-- Begin SOURCE DATA --
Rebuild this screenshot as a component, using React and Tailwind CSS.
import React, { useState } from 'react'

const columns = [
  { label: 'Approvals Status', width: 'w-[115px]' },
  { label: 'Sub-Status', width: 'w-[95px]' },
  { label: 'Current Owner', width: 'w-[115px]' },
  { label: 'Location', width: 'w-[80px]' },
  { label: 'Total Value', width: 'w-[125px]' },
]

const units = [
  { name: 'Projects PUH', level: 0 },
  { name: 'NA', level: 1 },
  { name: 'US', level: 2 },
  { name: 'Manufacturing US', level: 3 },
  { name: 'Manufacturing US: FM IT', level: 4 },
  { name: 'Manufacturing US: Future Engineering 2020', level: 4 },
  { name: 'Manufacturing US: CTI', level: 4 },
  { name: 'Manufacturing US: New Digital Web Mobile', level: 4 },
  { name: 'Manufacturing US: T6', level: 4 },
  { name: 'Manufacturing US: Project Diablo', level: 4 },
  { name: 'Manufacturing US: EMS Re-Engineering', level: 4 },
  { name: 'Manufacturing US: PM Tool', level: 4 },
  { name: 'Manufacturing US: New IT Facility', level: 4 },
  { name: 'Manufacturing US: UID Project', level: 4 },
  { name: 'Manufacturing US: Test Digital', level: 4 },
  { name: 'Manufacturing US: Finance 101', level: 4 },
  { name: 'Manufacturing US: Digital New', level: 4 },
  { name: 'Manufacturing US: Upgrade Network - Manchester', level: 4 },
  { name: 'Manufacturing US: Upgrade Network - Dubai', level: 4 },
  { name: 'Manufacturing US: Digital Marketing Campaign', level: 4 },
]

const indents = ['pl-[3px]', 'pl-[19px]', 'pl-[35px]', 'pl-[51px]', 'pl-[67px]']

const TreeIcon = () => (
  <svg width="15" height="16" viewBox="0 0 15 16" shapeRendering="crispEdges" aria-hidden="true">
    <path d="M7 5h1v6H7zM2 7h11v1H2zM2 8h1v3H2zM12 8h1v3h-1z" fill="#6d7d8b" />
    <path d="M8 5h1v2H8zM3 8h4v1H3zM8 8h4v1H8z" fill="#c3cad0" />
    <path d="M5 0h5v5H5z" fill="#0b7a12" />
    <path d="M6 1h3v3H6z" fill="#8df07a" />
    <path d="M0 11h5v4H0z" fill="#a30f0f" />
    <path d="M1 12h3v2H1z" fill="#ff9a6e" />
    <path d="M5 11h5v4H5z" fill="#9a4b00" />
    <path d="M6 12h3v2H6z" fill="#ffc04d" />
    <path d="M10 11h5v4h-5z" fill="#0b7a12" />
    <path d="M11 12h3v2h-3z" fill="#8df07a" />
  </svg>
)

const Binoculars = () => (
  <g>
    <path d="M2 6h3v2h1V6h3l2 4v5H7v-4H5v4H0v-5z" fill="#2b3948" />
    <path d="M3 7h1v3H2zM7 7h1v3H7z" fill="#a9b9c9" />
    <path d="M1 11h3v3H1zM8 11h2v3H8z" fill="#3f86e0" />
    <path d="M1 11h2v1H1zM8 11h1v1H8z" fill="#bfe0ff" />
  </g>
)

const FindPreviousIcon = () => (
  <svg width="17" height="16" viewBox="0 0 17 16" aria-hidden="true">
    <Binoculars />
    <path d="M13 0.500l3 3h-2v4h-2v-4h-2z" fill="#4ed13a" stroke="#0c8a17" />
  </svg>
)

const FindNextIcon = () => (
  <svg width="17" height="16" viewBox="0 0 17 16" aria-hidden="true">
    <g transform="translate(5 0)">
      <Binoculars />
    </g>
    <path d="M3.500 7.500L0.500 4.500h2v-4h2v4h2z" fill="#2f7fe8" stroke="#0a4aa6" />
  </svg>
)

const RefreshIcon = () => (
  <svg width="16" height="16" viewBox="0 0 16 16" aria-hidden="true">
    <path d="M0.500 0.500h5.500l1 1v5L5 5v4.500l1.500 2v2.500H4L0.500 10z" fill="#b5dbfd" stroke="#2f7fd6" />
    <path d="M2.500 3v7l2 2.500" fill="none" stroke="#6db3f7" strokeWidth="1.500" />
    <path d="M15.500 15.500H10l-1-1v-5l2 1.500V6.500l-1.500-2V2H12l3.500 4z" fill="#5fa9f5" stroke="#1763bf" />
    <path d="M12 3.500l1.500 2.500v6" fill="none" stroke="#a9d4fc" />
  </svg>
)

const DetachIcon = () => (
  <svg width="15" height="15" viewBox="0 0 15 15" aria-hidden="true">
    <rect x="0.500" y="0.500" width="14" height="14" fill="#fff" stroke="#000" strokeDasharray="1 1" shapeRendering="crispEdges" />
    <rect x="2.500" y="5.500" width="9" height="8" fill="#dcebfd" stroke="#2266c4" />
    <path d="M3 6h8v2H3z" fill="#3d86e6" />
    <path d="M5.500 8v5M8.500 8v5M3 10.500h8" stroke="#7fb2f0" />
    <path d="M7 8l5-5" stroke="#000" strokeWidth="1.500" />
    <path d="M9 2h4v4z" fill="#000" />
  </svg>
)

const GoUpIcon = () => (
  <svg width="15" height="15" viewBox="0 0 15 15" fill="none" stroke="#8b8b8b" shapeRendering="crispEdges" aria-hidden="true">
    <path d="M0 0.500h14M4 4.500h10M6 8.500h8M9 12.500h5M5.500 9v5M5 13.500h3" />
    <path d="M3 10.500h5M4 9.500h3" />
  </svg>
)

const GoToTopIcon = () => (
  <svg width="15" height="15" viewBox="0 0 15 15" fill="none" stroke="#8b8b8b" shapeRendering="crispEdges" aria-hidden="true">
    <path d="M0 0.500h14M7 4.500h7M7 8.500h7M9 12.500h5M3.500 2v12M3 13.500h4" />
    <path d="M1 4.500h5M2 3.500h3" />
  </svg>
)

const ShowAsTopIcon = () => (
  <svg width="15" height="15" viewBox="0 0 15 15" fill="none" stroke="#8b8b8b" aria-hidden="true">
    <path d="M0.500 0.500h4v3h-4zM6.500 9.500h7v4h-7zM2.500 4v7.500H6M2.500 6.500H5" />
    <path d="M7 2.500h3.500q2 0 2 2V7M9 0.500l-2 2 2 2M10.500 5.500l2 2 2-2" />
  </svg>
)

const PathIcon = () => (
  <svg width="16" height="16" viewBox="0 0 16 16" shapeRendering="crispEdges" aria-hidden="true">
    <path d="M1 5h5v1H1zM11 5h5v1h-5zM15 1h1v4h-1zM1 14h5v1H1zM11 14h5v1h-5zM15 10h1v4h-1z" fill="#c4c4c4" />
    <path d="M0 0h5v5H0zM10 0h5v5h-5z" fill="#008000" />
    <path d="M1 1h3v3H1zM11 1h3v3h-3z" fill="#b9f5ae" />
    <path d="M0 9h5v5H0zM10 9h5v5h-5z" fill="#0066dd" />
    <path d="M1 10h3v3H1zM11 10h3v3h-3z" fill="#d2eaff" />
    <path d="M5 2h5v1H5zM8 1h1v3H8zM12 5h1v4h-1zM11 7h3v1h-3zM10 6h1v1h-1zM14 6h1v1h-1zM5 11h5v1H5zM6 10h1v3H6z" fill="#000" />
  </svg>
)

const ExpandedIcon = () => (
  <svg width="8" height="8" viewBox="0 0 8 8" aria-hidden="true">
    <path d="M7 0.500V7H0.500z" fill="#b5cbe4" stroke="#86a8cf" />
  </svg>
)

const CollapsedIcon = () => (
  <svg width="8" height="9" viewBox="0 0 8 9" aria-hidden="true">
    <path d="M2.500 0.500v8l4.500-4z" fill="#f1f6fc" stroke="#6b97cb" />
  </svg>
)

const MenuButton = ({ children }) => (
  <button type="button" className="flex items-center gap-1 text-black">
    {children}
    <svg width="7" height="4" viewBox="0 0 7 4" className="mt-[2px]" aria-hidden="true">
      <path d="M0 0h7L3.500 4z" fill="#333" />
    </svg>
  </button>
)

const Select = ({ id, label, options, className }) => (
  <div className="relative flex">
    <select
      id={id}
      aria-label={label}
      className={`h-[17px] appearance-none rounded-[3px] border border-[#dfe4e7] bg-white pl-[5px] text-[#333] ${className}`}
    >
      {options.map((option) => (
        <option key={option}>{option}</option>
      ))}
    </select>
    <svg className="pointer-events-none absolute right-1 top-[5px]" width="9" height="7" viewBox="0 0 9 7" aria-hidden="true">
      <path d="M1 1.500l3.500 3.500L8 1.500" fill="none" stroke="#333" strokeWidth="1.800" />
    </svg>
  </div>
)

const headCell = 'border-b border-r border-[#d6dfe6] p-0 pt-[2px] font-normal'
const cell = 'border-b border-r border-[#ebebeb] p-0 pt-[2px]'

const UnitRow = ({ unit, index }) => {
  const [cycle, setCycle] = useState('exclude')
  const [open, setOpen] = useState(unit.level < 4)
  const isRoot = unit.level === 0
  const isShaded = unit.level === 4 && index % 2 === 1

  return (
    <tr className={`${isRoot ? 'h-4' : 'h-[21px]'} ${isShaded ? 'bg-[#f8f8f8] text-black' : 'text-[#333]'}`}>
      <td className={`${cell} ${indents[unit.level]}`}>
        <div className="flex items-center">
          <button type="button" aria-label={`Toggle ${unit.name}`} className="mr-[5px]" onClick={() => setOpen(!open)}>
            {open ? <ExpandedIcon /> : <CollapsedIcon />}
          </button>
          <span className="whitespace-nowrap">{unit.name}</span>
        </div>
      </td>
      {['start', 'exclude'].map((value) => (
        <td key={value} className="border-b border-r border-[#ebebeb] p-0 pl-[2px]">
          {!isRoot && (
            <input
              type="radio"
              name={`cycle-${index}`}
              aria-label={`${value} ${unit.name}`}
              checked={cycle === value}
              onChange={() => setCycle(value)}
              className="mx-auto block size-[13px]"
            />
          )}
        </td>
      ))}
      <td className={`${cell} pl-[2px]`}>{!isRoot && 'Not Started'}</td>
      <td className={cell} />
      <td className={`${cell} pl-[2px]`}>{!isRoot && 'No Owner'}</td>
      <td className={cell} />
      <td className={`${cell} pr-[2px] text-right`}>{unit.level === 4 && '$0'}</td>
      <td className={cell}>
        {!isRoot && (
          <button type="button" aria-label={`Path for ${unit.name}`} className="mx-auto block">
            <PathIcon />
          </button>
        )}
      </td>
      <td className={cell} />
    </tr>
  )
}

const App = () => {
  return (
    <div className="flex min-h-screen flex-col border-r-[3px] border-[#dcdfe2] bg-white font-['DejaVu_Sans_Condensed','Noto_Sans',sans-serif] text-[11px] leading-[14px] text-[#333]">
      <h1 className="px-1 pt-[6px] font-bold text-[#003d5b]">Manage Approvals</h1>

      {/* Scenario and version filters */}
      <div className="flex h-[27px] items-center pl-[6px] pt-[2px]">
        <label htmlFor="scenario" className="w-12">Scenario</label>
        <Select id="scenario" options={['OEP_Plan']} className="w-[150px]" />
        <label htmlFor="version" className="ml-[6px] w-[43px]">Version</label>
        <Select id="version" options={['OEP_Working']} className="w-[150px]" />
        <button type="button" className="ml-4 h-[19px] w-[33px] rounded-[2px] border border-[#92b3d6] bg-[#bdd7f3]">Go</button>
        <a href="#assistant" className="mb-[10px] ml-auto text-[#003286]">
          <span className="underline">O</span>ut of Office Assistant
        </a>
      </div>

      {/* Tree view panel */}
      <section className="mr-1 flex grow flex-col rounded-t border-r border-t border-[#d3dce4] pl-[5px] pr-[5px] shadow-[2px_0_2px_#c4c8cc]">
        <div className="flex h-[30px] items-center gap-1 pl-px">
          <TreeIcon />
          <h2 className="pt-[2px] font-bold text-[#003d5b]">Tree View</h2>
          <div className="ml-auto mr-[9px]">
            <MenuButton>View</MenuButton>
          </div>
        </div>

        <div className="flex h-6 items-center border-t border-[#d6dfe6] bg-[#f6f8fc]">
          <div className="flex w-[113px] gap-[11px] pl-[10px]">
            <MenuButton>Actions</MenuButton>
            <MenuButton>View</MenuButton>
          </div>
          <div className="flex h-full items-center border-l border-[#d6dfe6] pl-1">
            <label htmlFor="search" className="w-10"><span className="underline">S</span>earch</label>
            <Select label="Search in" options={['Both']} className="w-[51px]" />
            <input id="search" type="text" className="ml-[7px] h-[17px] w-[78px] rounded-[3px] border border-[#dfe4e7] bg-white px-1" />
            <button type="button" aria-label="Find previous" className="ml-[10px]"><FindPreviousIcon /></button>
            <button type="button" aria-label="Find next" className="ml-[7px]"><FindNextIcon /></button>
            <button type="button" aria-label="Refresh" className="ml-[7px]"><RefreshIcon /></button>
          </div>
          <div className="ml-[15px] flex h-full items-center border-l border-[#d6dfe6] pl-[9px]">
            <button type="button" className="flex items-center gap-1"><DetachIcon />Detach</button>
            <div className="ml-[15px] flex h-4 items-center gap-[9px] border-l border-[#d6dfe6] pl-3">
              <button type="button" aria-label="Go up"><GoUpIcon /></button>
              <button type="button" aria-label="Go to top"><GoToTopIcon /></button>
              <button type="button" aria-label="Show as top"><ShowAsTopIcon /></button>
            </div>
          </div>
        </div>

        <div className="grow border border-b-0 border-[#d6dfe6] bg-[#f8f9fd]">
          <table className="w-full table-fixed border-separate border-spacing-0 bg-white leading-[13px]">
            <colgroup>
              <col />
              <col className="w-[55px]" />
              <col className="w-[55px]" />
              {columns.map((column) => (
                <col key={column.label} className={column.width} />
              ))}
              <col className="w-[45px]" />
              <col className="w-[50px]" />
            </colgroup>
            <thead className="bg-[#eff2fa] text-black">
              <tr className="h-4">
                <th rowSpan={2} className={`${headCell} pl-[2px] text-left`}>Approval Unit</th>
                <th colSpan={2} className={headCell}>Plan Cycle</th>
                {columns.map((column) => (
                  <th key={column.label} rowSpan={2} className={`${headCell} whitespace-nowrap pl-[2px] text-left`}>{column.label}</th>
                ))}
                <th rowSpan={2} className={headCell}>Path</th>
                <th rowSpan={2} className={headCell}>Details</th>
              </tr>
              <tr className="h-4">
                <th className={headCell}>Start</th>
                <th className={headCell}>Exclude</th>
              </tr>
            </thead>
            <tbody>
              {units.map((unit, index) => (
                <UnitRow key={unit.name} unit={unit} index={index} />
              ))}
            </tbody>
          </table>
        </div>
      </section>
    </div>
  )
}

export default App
-- End SOURCE DATA --
GIVEN INSTRUCTION
Filter lines by "React" and return each hit.

WRITTEN ANSWER
Rebuild this screenshot as a component, using React and Tailwind CSS.
import React, { useState } from 'react'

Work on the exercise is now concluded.